Tuesday, March 9, 2010
I'd Rather Not Be Involved
In the fall of 2004 I ran for a position on our community home owners association board. I was one of the winners of that election and now, nearly six years later, I am still on the board. I am still here on the board not because I have done such an effective job, but because nobody else has offered to run. We have a severe case of apathy perhaps, or maybe just an unwillingness to be involved.
This seems to be a common problem in many communities, organizations, and other groups. Often a small group of people will do most of the work while everyone else tries to avoid getting involved. You may have seen this in your church, club, or whatever group you might be involved with. A handful of people run things, conduct events, and do the clean up. But when things go wrong, who are usually the most vocal complainers? From my experience, the loudest critical voices are the ones who didn't do anything. They are the ones who expected everything to come off perfectly and if it doesn't, suddenly they are the ones who could have done things better if they had been in charge. So why didn't they volunteer in the first place?
When I first threw my hat into the ring I did so mostly out of exasperation. After moving into my community in 1997 I immediately began attending every community association meeting because I wanted to know what was going on and wanted to have a say in any decisions that might affect me. At first it was an intimate group of affable individuals who were mostly in agrreement about community issues. The community was still under construction and the existing homes were new. The homeowners were very interested in maintaining the value of their investments. The community development company also had a seat on the board and helped provide us guidance through their experience.

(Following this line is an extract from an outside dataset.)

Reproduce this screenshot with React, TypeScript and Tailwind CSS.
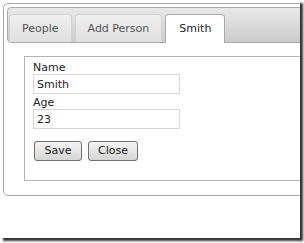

By 2002 all 113 single family homes were completed and sold. The board was now under full control of the community. The association meetings continued to have about the same attendance of our original meetings when there were only about thirty or forty homes. Now however there was less harmony and a little more agitation being displayed at the meetings. Relatively few homeowners were coming, but some of the ones who were coming had very vocal agendas that they were trying to push. By mid-2004 there was some real anger rising that at times threatened to escalate into physical confrontation. That was the year I decided to run for a position on the association board.
My platform was not so much about what plans I had for the community, but primarily about bringing unity among board members, peaceful conduct to the community meetings, and harmony to the community in general. I formed an alliance with some other like-minded candidates. The strategy worked. The community overwhelmingly voted us in and ousted the militant board members who subsequently seemed to vanish from community meetings after we took office. We brought the peace and rationality that we had promised.
And so it has gone now for the past several years. Each election saw less candidates until it was eventually just the same ones for a couple of years. I have now been on the board longer than any one else. Every election I have been a shoo-in because we never have more candidates than needed to fill postions. Those of us running always have to coerce someone else to fill a vacated spot. Last fall when we had our election I had to plead with two members who wanted to leave to stay on for one more year. I can understand them wanting to leave because I'd like to leave too.
Our management company had told us that if nobody filled the empty board positions then the state would come in and take over our associaton. That sounded ominous, especially when you consider the financial condition of the state of California--the idea of them taking charge of our community sounded like a bad idea. Right now our association fees are $77 per month which from what I hear is really low when compared to similar communities. Our community is peaceful, safe, neat, and well-maintained. It's a nice place to live in a city that has seen vast improvement since I first moved here. The homeowners should be the ones controlling our community.
I no longer want to be involved in the leadership because I feel like I've been here long enough. I stay because no one else wants to become involved either. In fact board members don't hear much of anything from our neighbors unless there's something they are unhappy about. Then they are ready to track us down and demand action or to come to the meetings to scream at us about how we are not doing our job. Excuse me? We don't get paid to do this and most of us have jobs elsewhere. People love to complain about the way things are being run, but a lot of times those same people aren't willing to step up to take the reins of leadership themselves. It's so much easier to just sit back and let someone else do it.
I'm sure some of you have your own stories about neighborhood associations. In a comment to my post of last Saturday, Gregg at Gospel Driven Disciples said, Looking forward to the neighborhood association post since I was a two term president of a home owners association. I'd like to hear your take on this Gregg. How about some others who have served on boards or assumed any kind of leadership role in an organization: What kind of experience did you have or are you still having? Why do you think most people don't like to get involved in leadership?